TASK PROMPT:
Check each line of the listing below for the string "screenshot", and copy the ones that have it.

MATERIAL PROVIDED:
# # #

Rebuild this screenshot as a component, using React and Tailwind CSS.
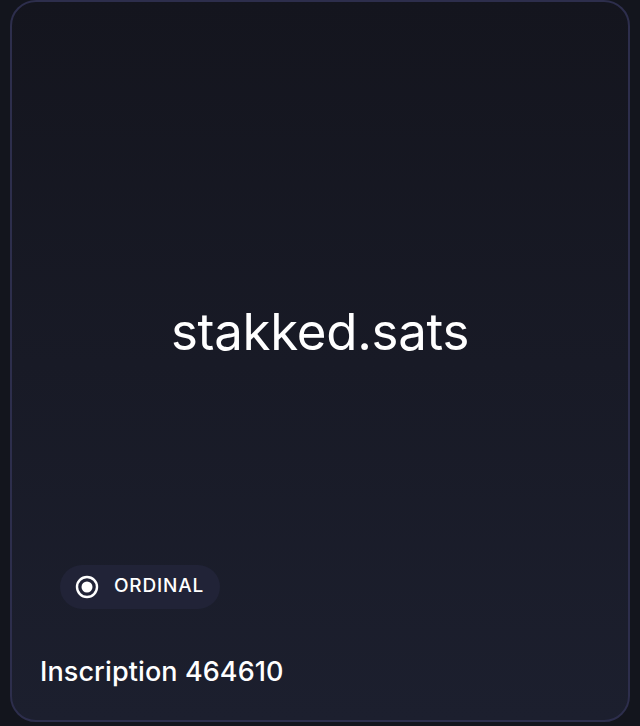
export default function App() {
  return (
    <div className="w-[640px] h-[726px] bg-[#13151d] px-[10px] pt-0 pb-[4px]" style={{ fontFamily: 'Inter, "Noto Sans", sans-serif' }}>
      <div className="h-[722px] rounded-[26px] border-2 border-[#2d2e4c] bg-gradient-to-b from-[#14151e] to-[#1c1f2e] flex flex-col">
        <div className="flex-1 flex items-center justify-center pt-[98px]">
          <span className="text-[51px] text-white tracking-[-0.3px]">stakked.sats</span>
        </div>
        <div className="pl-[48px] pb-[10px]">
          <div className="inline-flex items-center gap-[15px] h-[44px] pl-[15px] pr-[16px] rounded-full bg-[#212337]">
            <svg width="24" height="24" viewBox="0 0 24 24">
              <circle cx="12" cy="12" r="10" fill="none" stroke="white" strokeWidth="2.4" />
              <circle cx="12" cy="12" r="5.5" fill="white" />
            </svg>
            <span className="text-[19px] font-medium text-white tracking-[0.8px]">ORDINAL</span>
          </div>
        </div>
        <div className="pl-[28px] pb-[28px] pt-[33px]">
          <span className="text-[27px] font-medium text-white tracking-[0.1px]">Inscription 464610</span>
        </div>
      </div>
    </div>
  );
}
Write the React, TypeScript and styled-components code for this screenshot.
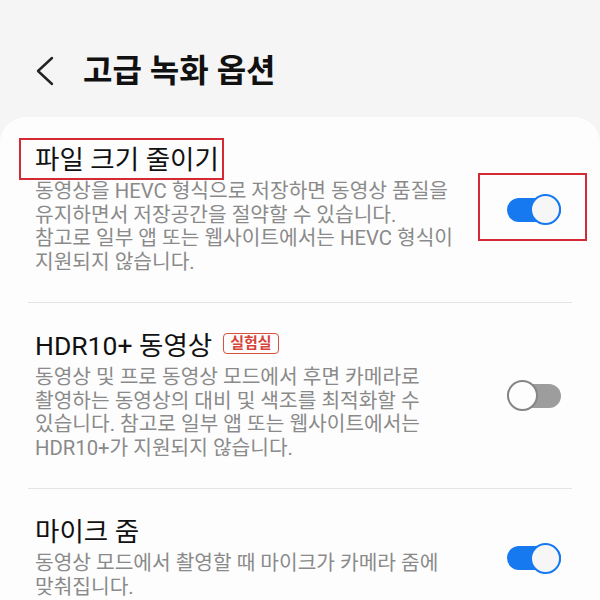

# # #

ANSWER TO THIS TASK:
Rebuild this screenshot as a component, using React and Tailwind CSS.
Write the React, TypeScript and styled-components code for this screenshot.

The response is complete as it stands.